(A run of records)
----

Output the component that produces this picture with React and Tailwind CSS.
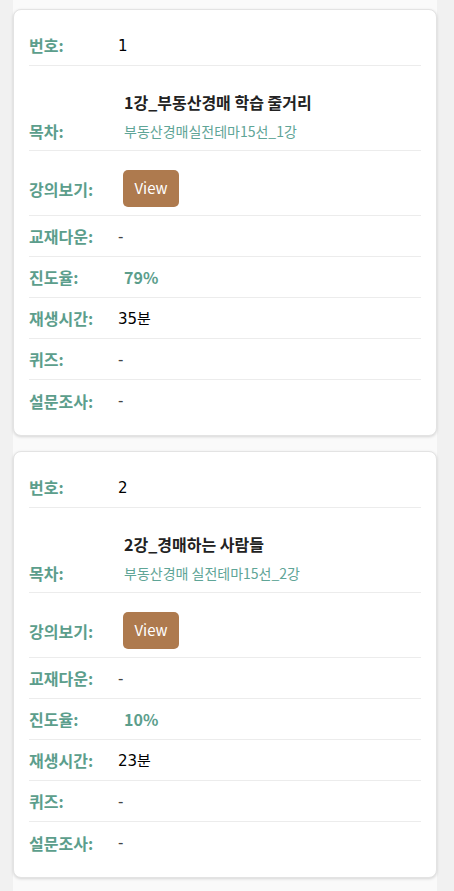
import React from "react";

const lectures = [
  { no: "1", title: "1강_부동산경매 학습 줄거리", sub: "부동산경매실전테마15선_1강", rate: "79%", time: "35분" },
  { no: "2", title: "2강_경매하는 사람들", sub: "부동산경매 실전테마15선_2강", rate: "10%", time: "23분" },
];

const KR = { fontFamily: '"Noto Sans CJK KR", "Noto Sans", sans-serif' };
const VAL = { fontFamily: '"DejaVu Sans", "Noto Sans CJK KR", sans-serif' };

function Label({ children }) {
  return (
    <div className="w-[89px] shrink-0 text-[16px] font-bold text-[#5c9e8c] leading-[20px]" style={KR}>
      {children}
    </div>
  );
}

function Row({ label, children, last }) {
  return (
    <div className={`flex items-center h-[41px] ${last ? "" : "border-b border-[#ececec]"}`}>
      <Label>{label}</Label>
      <div className="leading-[20px]">{children}</div>
    </div>
  );
}

function Dash() {
  return <span className="text-[15px] text-[#444]" style={VAL}>-</span>;
}

function Card({ item }) {
  return (
    <div className="bg-white rounded-[8px] border border-[#e3e3e3] shadow-[0_1px_3px_rgba(0,0,0,0.15)] px-[15px] pt-[15px] pb-[14px] mb-[15px]">
      <Row label="번호:">
        <span className="text-[15px] text-black" style={VAL}>{item.no}</span>
      </Row>
      <div className="flex items-end h-[85px] pb-[9px] border-b border-[#ececec]">
        <Label>목차:</Label>
        <div className="pl-[6px]" style={KR}>
          <div className="text-[16px] font-bold text-[#222] leading-[24px]">{item.title}</div>
          <div className="text-[14px] text-[#5fa597] leading-[20px] mt-[7px]">{item.sub}</div>
        </div>
      </div>
      <div className="flex items-start h-[65px] pt-[19px] border-b border-[#ececec]">
        <div className="flex items-center h-[37px]">
          <Label>강의보기:</Label>
          <button
            className="ml-[5px] w-[56px] h-[37px] rounded-[5px] bg-[#ae7a4e] text-white text-[15px] flex items-center justify-center"
            style={KR}
          >
            View
          </button>
        </div>
      </div>
      <Row label="교재다운:"><Dash /></Row>
      <Row label="진도율:">
        <span className="pl-[6px] text-[16px] font-bold text-[#5c9e8c]" style={KR}>{item.rate}</span>
      </Row>
      <Row label="재생시간:">
        <span className="text-[15px] text-black" style={VAL}>{item.time}</span>
      </Row>
      <Row label="퀴즈:"><Dash /></Row>
      <Row label="설문조사:" last><Dash /></Row>
    </div>
  );
}

export default function App() {
  return (
    <div className="min-h-[891px] bg-[#f1f1f1]">
      <div className="ml-[13px] w-[424px] min-h-[891px] bg-[#fafafa] pt-[9px]">
        {lectures.map((l) => (
          <Card key={l.no} item={l} />
        ))}
      </div>
    </div>
  );
}
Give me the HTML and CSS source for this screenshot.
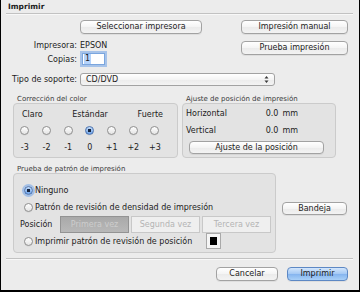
FILE: index.html
```html
<!DOCTYPE html>
<html lang="es">
<head>
    <meta charset="UTF-8">
    <meta name="viewport" content="width=device-width, initial-scale=1.0">
    <title>Imprimir</title>
    <link rel="stylesheet" href="styles.css">
</head>
<body>
    <div class="dialog">
        <div class="dialog-title">Imprimir</div>
        <div class="rule"></div>

        <div class="top">
            <div class="form">
                <div class="form-row row-printer-btn">
                    <span class="form-label"></span>
                    <button class="btn btn-select">Seleccionar impresora</button>
                </div>
                <div class="form-row row-printer">
                    <span class="form-label">Impresora:</span>
                    <span>EPSON</span>
                </div>
                <div class="form-row row-copies">
                    <span class="form-label">Copias:</span>
                    <span class="copies-field"><span class="copies-sel">1</span></span>
                </div>
            </div>
            <div class="side-buttons">
                <button class="btn btn-side">Impresión manual</button>
                <button class="btn btn-side">Prueba impresión</button>
            </div>
        </div>

        <div class="form-row row-media">
            <span class="form-label">Tipo de soporte:</span>
            <div class="popup">
                <span>CD/DVD</span>
                <svg class="popup-arrows" width="5" height="9" viewBox="0 0 5 9">
                    <path d="M0.5 3.5 L2.5 1 L4.5 3.5 Z M0.5 5.5 L2.5 8 L4.5 5.5 Z" fill="#3a3a3a"/>
                </svg>
            </div>
        </div>

        <div class="groups">
            <section class="group color-group">
                <div class="group-title">Corrección del color</div>
                <div class="group-box color-box">
                    <div class="color-labels">
                        <span>Claro</span>
                        <span>Estándar</span>
                        <span>Fuerte</span>
                    </div>
                    <div class="color-scale">
                        <div class="scale-item"><span class="radio"></span><span>-3</span></div>
                        <div class="scale-item"><span class="radio"></span><span>-2</span></div>
                        <div class="scale-item"><span class="radio"></span><span>-1</span></div>
                        <div class="scale-item"><span class="radio on"></span><span>0</span></div>
                        <div class="scale-item"><span class="radio"></span><span>+1</span></div>
                        <div class="scale-item"><span class="radio"></span><span>+2</span></div>
                        <div class="scale-item"><span class="radio"></span><span>+3</span></div>
                    </div>
                </div>
            </section>

            <section class="group position-group">
                <div class="group-title">Ajuste de posición de impresión</div>
                <div class="group-box pos-box">
                    <div class="pos-row">
                        <span class="pos-label">Horizontal</span>
                        <span class="pos-value">0.0</span>
                        <span>mm</span>
                    </div>
                    <div class="pos-row">
                        <span class="pos-label">Vertical</span>
                        <span class="pos-value">0.0</span>
                        <span>mm</span>
                    </div>
                    <button class="btn btn-adjust">Ajuste de la posición</button>
                </div>
            </section>
        </div>

        <div class="pattern-row">
            <section class="group pattern-group">
                <div class="group-title">Prueba de patrón de impresión</div>
                <div class="group-box pattern-box">
                    <div class="opt">
                        <span class="radio on focus"></span>
                        <span>Ninguno</span>
                    </div>
                    <div class="opt opt-density">
                        <span class="radio"></span>
                        <span>Patrón de revisión de densidad de impresión</span>
                    </div>
                    <div class="seg-row">
                        <span class="seg-label">Posición</span>
                        <span class="seg seg-pressed">Primera vez</span>
                        <span class="seg">Segunda vez</span>
                        <span class="seg">Tercera vez</span>
                    </div>
                    <div class="opt opt-position">
                        <span class="radio"></span>
                        <span>Imprimir patrón de revisión de posición</span>
                        <span class="swatch"><span class="swatch-color"></span></span>
                    </div>
                </div>
            </section>
            <button class="btn btn-tray">Bandeja</button>
        </div>

        <div class="rule rule-bottom"></div>

        <div class="footer">
            <button class="btn btn-cancel">Cancelar</button>
            <button class="btn btn-default">Imprimir</button>
        </div>
    </div>
</body>
</html>
```

FILE: styles.css
```css
* {
    box-sizing: border-box;
}

body {
    margin: 0;
    font-family: "DejaVu Sans", "Lucida Grande", sans-serif;
    font-size: 8px;
    color: #1c1c1c;
    background: #ececec;
}

.dialog {
    width: 360px;
    height: 292px;
    background: #ececec;
    border: 1px solid #000;
    border-top: none;
    border-bottom-width: 2px;
    overflow: hidden;
}

.dialog-title {
    height: 13px;
    line-height: 13px;
    padding-left: 7px;
    font-weight: bold;
    font-size: 7.5px;
}

.rule {
    height: 2px;
    margin: 0 6px 0 5px;
    border-top: 1px solid #c2c2c2;
    border-bottom: 1px solid #f8f8f8;
}

/* buttons */
.btn {
    font: inherit;
    color: inherit;
    height: 14px;
    padding: 0;
    line-height: 12px;
    text-align: center;
    border: 1px solid #a2a2a2;
    border-radius: 4px;
    background: linear-gradient(#ffffff, #f4f4f4 50%, #ebebeb 51%, #f3f3f3);
    box-shadow: 0 1px 0 rgba(0, 0, 0, 0.06);
}

.btn-select {
    width: 122px;
}

.btn-side {
    width: 107px;
}

.btn-adjust {
    width: 135px;
    height: 13px;
    margin: 5px 0 0 6px;
}

.btn-tray {
    width: 65px;
    height: 13px;
    margin: 0 0 2px 6px;
}

.btn-cancel {
    width: 62px;
}

.btn-default {
    width: 61px;
    border-color: #5d88c4;
    background: linear-gradient(#d3e6fc, #a3c8f4 50%, #84b4ef 51%, #a9d0f8);
}

/* top form */
.top {
    display: flex;
    justify-content: space-between;
    padding-right: 11px;
    margin-top: 5px;
}

.form {
    display: flex;
    flex-direction: column;
}

.form-row {
    display: flex;
    align-items: center;
}

.form-label {
    width: 76px;
    margin-right: 3px;
    text-align: right;
    flex-shrink: 0;
}

.row-printer-btn {
    height: 14px;
}

.row-printer {
    height: 12px;
    margin-top: 5px;
}

.row-copies {
    height: 16px;
}

.row-media {
    height: 13px;
    margin-top: 6px;
}

.side-buttons {
    display: flex;
    flex-direction: column;
    gap: 7px;
}

.copies-field {
    width: 23px;
    height: 12px;
    margin-left: 2px;
    background: #fff;
    border: 1px solid #7ba6de;
    box-shadow: 0 0 0 2px rgba(112, 162, 232, 0.55);
    line-height: 10px;
}

.copies-sel {
    display: inline-block;
    margin-left: 1px;
    padding: 0 1px;
    background: #b4d3fb;
}

.popup {
    width: 195px;
    height: 13px;
    display: flex;
    align-items: center;
    justify-content: space-between;
    padding: 0 5px 0 5px;
    border: 1px solid #a2a2a2;
    border-radius: 3px;
    background: linear-gradient(#ffffff, #f4f4f4 50%, #ebebeb 51%, #f3f3f3);
}

/* groups */
.groups {
    display: flex;
    gap: 4px;
    margin: 9px 0 0 12px;
}

.group-title {
    height: 8px;
    line-height: 8px;
    padding-left: 4px;
    font-size: 7px;
    color: #3a3a3a;
}

.group-box {
    background: #e3e3e3;
    border: 1px solid #cbcbcb;
    border-radius: 4px;
}

.color-box {
    width: 165px;
    height: 55px;
}

.color-labels {
    display: flex;
    justify-content: space-between;
    height: 16px;
    line-height: 10px;
    padding: 6px 14px 0 8px;
}

.color-scale {
    display: grid;
    grid-template-columns: repeat(7, 21.7px);
    margin-top: 6px;
}

.scale-item {
    display: flex;
    flex-direction: column;
    align-items: center;
    gap: 8px;
    line-height: 10px;
}

.radio {
    display: inline-block;
    width: 9px;
    height: 9px;
    flex-shrink: 0;
    border-radius: 50%;
    border: 1px solid #8f8f8f;
    background: linear-gradient(#fefefe, #e4e4e4);
    box-shadow: 0 0.5px 0 rgba(0, 0, 0, 0.08);
}

.radio.on {
    border-color: #4d74b0;
    background: radial-gradient(circle, #17243d 0 1.5px, transparent 2px),
                linear-gradient(#c2dbf8, #6ea3e9);
}

.radio.focus {
    box-shadow: 0 0 0 2px rgba(110, 162, 234, 0.55);
}

.pos-box {
    width: 154px;
    height: 55px;
    padding-top: 3px;
}

.pos-row {
    display: flex;
    align-items: center;
    height: 12px;
    padding: 0 37px 0 3px;
}

.pos-row + .pos-row {
    margin-top: 5px;
}

.pos-label {
    flex: 1;
}

.pos-value {
    margin-right: 4px;
}

/* pattern */
.pattern-row {
    display: flex;
    align-items: center;
    margin: 7px 0 0 12px;
}

.pattern-box {
    width: 263px;
    height: 80px;
    padding-top: 9px;
}

.opt {
    display: flex;
    align-items: center;
    gap: 2px;
    height: 14px;
    padding-left: 10px;
}

.opt-density {
    margin-top: 3px;
}

.opt-position {
    height: 16px;
}

.seg-row {
    display: flex;
    align-items: center;
    gap: 2px;
    height: 17px;
    margin-top: 2px;
    padding-left: 6px;
}

.seg-label {
    width: 38px;
}

.seg {
    width: 69px;
    height: 17px;
    line-height: 15px;
    text-align: center;
    color: #b4b4b4;
    border: 1px solid #c8c8c8;
    background: #efefef;
}

.seg-pressed {
    color: #cdcdcd;
    border-color: #939393;
    background: linear-gradient(#a9a9a9, #b8b8b8);
}

.swatch {
    width: 15px;
    height: 16px;
    margin-left: 12px;
    padding: 3px;
    border: 1px solid #a9a9a9;
    background: #f5f5f5;
}

.swatch-color {
    display: block;
    width: 100%;
    height: 100%;
    background: #000;
}

.rule-bottom {
    margin-top: 5px;
}

.footer {
    display: flex;
    justify-content: flex-end;
    gap: 9px;
    padding-right: 11px;
    margin-top: 7px;
}
```
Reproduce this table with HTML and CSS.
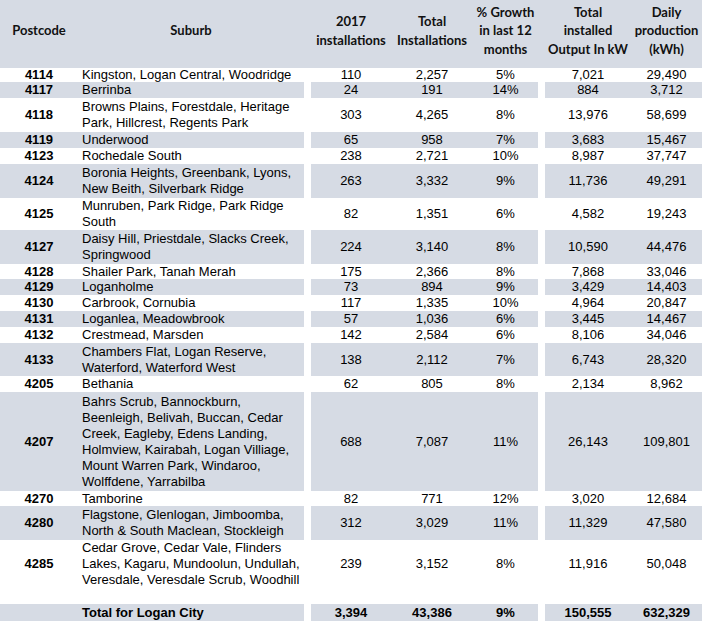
FILE: index.html
```html
<!DOCTYPE html>
<html>
<head>
<meta charset="utf-8">
<link rel="stylesheet" href="styles.css">
</head>
<body>
<table class="solar">
  <colgroup>
    <col class="c-pc"><col class="c-sub"><col class="c-gap">
    <col class="c-2017"><col class="c-tot"><col class="c-gr"><col class="c-gap">
    <col class="c-out"><col class="c-day">
  </colgroup>
  <thead>
    <tr class="head">
      <th>Postcode</th>
      <th>Suburb</th>
      <th></th>
      <th>2017<br>installations</th>
      <th>Total<br>Installations</th>
      <th>% Growth<br>in last 12<br>months</th>
      <th></th>
      <th>Total<br>installed<br>Output In kW</th>
      <th>Daily<br>production<br>(kWh)</th>
    </tr>
  </thead>
  <tbody>
    <tr class="h14"><td class="pc">4114</td><td class="sub">Kingston, Logan Central, Woodridge</td><td class="gap"></td><td>110</td><td>2,257</td><td>5%</td><td class="gap"></td><td>7,021</td><td>29,490</td></tr>
    <tr class="alt"><td class="pc">4117</td><td class="sub">Berrinba</td><td class="gap"></td><td>24</td><td>191</td><td>14%</td><td class="gap"></td><td>884</td><td>3,712</td></tr>
    <tr class="h34"><td class="pc">4118</td><td class="sub">Browns Plains, Forestdale, Heritage Park, Hillcrest, Regents Park</td><td class="gap"></td><td>303</td><td>4,265</td><td>8%</td><td class="gap"></td><td>13,976</td><td>58,699</td></tr>
    <tr class="alt"><td class="pc">4119</td><td class="sub">Underwood</td><td class="gap"></td><td>65</td><td>958</td><td>7%</td><td class="gap"></td><td>3,683</td><td>15,467</td></tr>
    <tr><td class="pc">4123</td><td class="sub">Rochedale South</td><td class="gap"></td><td>238</td><td>2,721</td><td>10%</td><td class="gap"></td><td>8,987</td><td>37,747</td></tr>
    <tr class="alt h34"><td class="pc">4124</td><td class="sub">Boronia Heights, Greenbank, Lyons, New Beith, Silverbark Ridge</td><td class="gap"></td><td>263</td><td>3,332</td><td>9%</td><td class="gap"></td><td>11,736</td><td>49,291</td></tr>
    <tr class="h32"><td class="pc">4125</td><td class="sub">Munruben, Park Ridge, Park Ridge South</td><td class="gap"></td><td>82</td><td>1,351</td><td>6%</td><td class="gap"></td><td>4,582</td><td>19,243</td></tr>
    <tr class="alt h34"><td class="pc">4127</td><td class="sub">Daisy Hill, Priestdale, Slacks Creek, Springwood</td><td class="gap"></td><td>224</td><td>3,140</td><td>8%</td><td class="gap"></td><td>10,590</td><td>44,476</td></tr>
    <tr class="h15"><td class="pc">4128</td><td class="sub">Shailer Park, Tanah Merah</td><td class="gap"></td><td>175</td><td>2,366</td><td>8%</td><td class="gap"></td><td>7,868</td><td>33,046</td></tr>
    <tr class="alt"><td class="pc">4129</td><td class="sub">Loganholme</td><td class="gap"></td><td>73</td><td>894</td><td>9%</td><td class="gap"></td><td>3,429</td><td>14,403</td></tr>
    <tr><td class="pc">4130</td><td class="sub">Carbrook, Cornubia</td><td class="gap"></td><td>117</td><td>1,335</td><td>10%</td><td class="gap"></td><td>4,964</td><td>20,847</td></tr>
    <tr class="alt"><td class="pc">4131</td><td class="sub">Loganlea, Meadowbrook</td><td class="gap"></td><td>57</td><td>1,036</td><td>6%</td><td class="gap"></td><td>3,445</td><td>14,467</td></tr>
    <tr><td class="pc">4132</td><td class="sub">Crestmead, Marsden</td><td class="gap"></td><td>142</td><td>2,584</td><td>6%</td><td class="gap"></td><td>8,106</td><td>34,046</td></tr>
    <tr class="alt h33"><td class="pc">4133</td><td class="sub">Chambers Flat, Logan Reserve, Waterford, Waterford West</td><td class="gap"></td><td>138</td><td>2,112</td><td>7%</td><td class="gap"></td><td>6,743</td><td>28,320</td></tr>
    <tr><td class="pc">4205</td><td class="sub">Bethania</td><td class="gap"></td><td>62</td><td>805</td><td>8%</td><td class="gap"></td><td>2,134</td><td>8,962</td></tr>
    <tr class="alt h99"><td class="pc">4207</td><td class="sub">Bahrs Scrub, Bannockburn, Beenleigh, Belivah, Buccan, Cedar Creek, Eagleby, Edens Landing, Holmview, Kairabah, Logan Villiage, Mount Warren Park, Windaroo, Wolffdene, Yarrabilba</td><td class="gap"></td><td>688</td><td>7,087</td><td>11%</td><td class="gap"></td><td>26,143</td><td>109,801</td></tr>
    <tr class="h15"><td class="pc">4270</td><td class="sub">Tamborine</td><td class="gap"></td><td>82</td><td>771</td><td>12%</td><td class="gap"></td><td>3,020</td><td>12,684</td></tr>
    <tr class="alt h34"><td class="pc">4280</td><td class="sub">Flagstone, Glenlogan, Jimboomba, North &amp; South Maclean, Stockleigh</td><td class="gap"></td><td>312</td><td>3,029</td><td>11%</td><td class="gap"></td><td>11,329</td><td>47,580</td></tr>
    <tr class="h48"><td class="pc">4285</td><td class="sub">Cedar Grove, Cedar Vale, Flinders Lakes, Kagaru, Mundoolun, Undullah, Veresdale, Veresdale Scrub, Woodhill</td><td class="gap"></td><td>239</td><td>3,152</td><td>8%</td><td class="gap"></td><td>11,916</td><td>50,048</td></tr>
    <tr class="spacer"><td></td><td></td><td class="gap"></td><td></td><td></td><td></td><td class="gap"></td><td></td><td></td></tr>
    <tr class="alt total"><td class="pc"></td><td class="sub">Total for Logan City</td><td class="gap"></td><td>3,394</td><td>43,386</td><td>9%</td><td class="gap"></td><td>150,555</td><td>632,329</td></tr>
  </tbody>
</table>
</body>
</html>
```

FILE: styles.css
```css
html, body {
  margin: 0;
  padding: 0;
  background: #ffffff;
}

.solar {
  width: 702px;
  table-layout: fixed;
  border-collapse: collapse;
  border-spacing: 0;
  font-family: "Liberation Sans", Arial, sans-serif;
  font-size: 13px;
  color: #000;
}

.c-pc { width: 78px; }
.c-sub { width: 226px; }
.c-gap { width: 7px; }
.c-2017 { width: 80px; }
.c-tot { width: 82px; }
.c-gr { width: 65px; }
.c-out { width: 86px; }
.c-day { width: 71px; }

.solar th,
.solar td {
  padding: 0;
  text-align: center;
  vertical-align: middle;
  white-space: nowrap;
}

.head th {
  height: 61px;
  padding-bottom: 7px;
  background: #d6dbe4;
  font-family: Lato, "Open Sans", sans-serif;
  font-weight: 700;
  font-size: 13px;
  line-height: 18.5px;
  color: #111;
}

.solar tbody td {
  height: 16px;
  line-height: 16px;
}

.solar td.sub {
  text-align: left;
  padding-left: 4px;
  white-space: normal;
}

.solar td.pc {
  font-weight: 700;
}

.alt td {
  background: #d6dbe4;
}

.alt td.gap,
.solar td.gap {
  background: #ffffff;
}

.solar tr.h14 td { height: 14px; line-height: 14px; }
.solar tr.h15 td { height: 15px; line-height: 15px; }
.solar tr.h32 td { height: 32px; }
.solar tr.h33 td { height: 33px; }
.solar tr.h34 td { height: 34px; }
.solar tr.h48 td { height: 48px; }
.solar tr.h99 td { height: 99px; }
.solar tr.spacer td { height: 16px; }
.solar tr.total td { height: 17px; font-weight: 700; }
```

----

Search the data above for lines holding "Output" and copy each of them.

Output the component that produces this picture with React and Tailwind CSS.
      <th>Total<br>installed<br>Output In kW</th>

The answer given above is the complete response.